トキエア(TOK/BV)は12月19日、16日から続いている全便欠航に対する説明を自社のウェブサイトやSNSに掲載した。同社が運航する仏ATR製ターボプロップ(プロペラ)機ATR72-600型機全2機が、2機とも同じ日に整備が必要となったため。今回の全便欠航を公の場で説明したのは初めてだが、一方で17日までは報道各社へ届いていたプレスリリースとしては発出していないもようだ。
発表によると、2機のうち初号機(登録記号JA01QQ)は中部空港(セントレア)で燃料系統の不具合が発生。交換が必要な部品調達に時間がかかり、18日夜に整備作業を終えたとしている。
発表内容に発生日の記載はないが、Aviation Wireの調べでは15日午前に運航した新潟発中部行きBV401便の運航後、不具合が発生したとみられる。整備作業を終えた初号機は、中部を19日午前11時11分ごろ離陸し、フェリーフライト(回航便)で新潟空港へ向かっている。運航再開は、早ければ19日の新潟午後7時発の仙台行きBV203便と、折り返しの仙台午後8時10分発の新潟行きBV204便の1往復2便になる見通し。

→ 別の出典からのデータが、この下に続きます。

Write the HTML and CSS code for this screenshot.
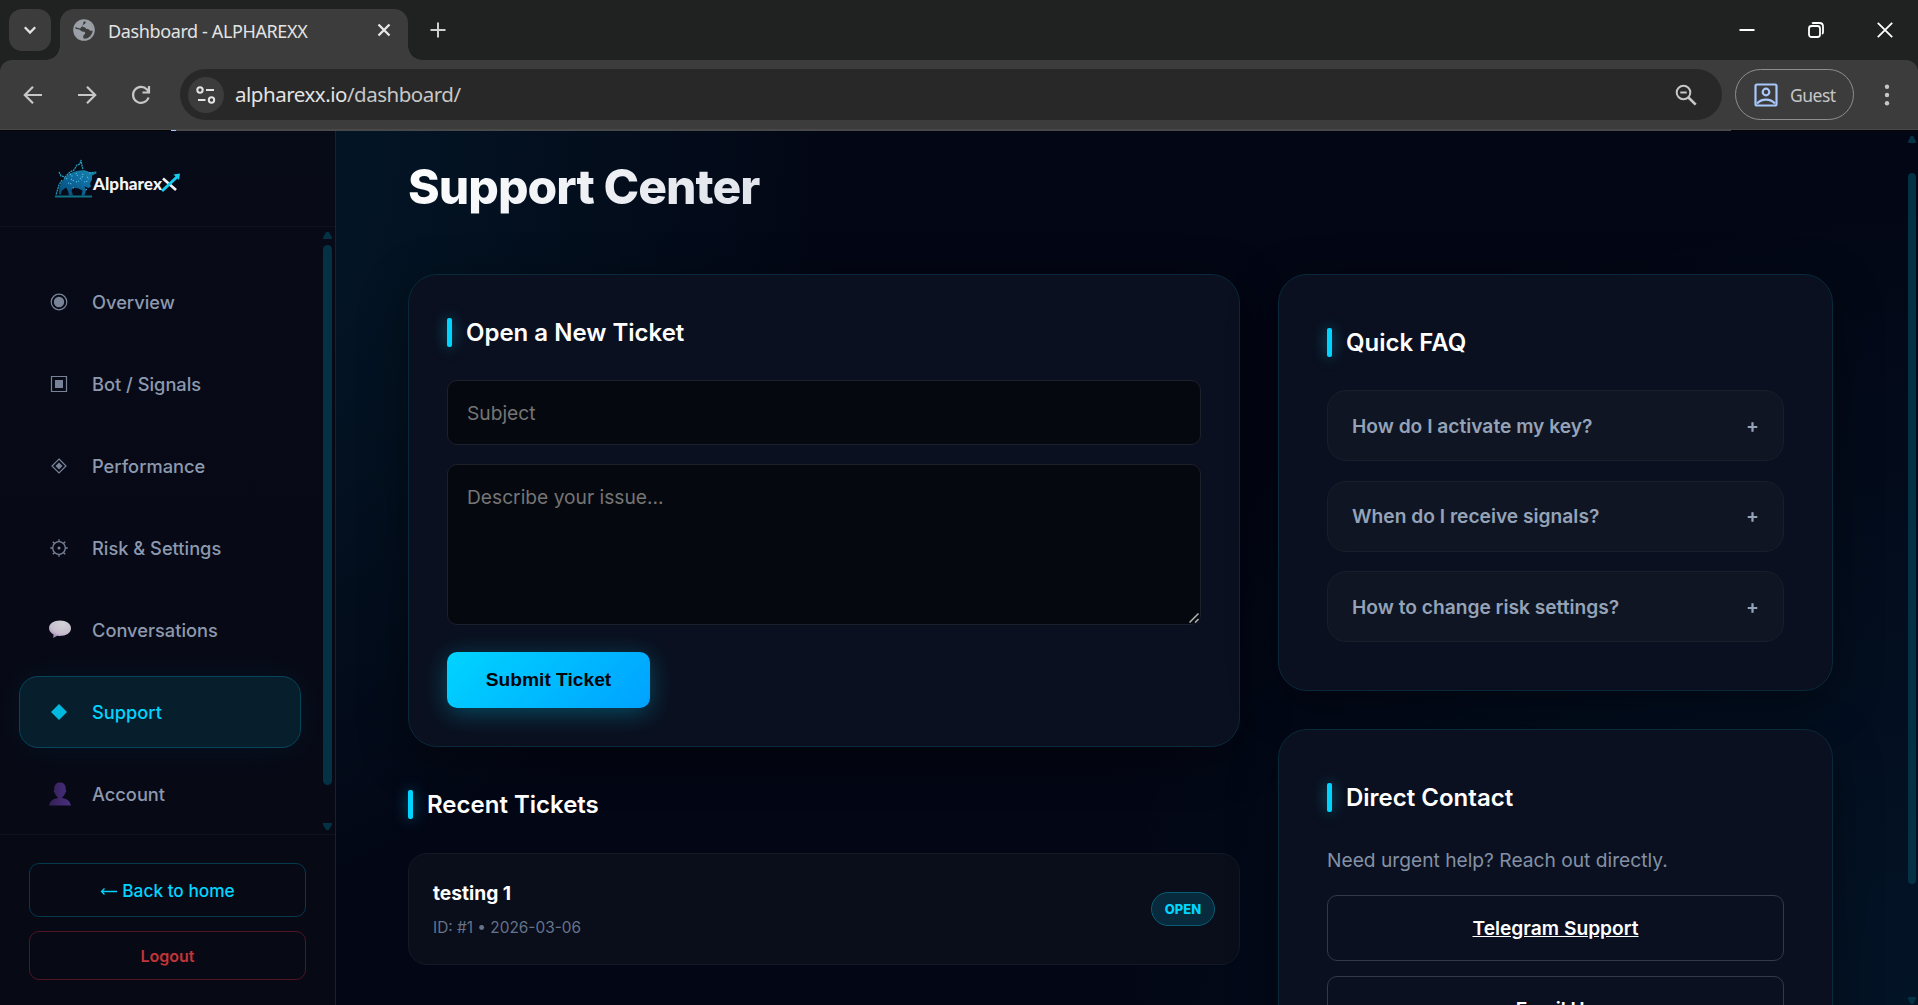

一方、2号機(JA02QQ)も同じ15日に中部から新潟へ向かう際に被雷。現在は機体の被害状況の確認と整備作業の計画をまとめている段階で、運航復帰までにはしばらく時間がかかるとみられる。
トキエアは今年1月31日に就航し、現在は3路線運航。新潟-札幌(丘珠)線と仙台線をそれぞれ1日2往復ずつ、新潟-中部線を月曜と金曜、土曜、日曜の週4日運航している。3号機として1クラス46席予定のATR42-600型機(登録記号F-WNUJ、日本登録時JA03QQ)を受領し、ATRの最終組立工場がある仏トゥールーズから12月7日に那覇空港へ到着したが、路線投入する準備を進めている段階で、就航日は決まっていない。
当初は2022年に就航する計画だったトキエアは、規程類の見直しなどで延期が繰り返され、約2年遅れで就航した。こうした経緯もあり、毎月のように経営状況を不安視する噂が業界内に流れているのが実情だ。航空会社は民間企業ではあるものの、公共交通機関は地元住民などへの影響も大きく、利用者に適切な情報開示が求められる。
一方で、規模の大きな航空会社であっても、乗客数が多い国内線幹線が機材理由などで数時間遅れるようなトラブルについて、コロナ後は積極的な公表を避ける会社と、細かな事象も明らかにする会社に大別されており、情報開示に温度差がみられる。小さなトラブルであっても大規模な事故の遠因にならないよう、目を向け続けることが不可欠だ。同時に、情報を受け取る報道機関や利用者も、航空会社などに対して冷静な反応が求められる。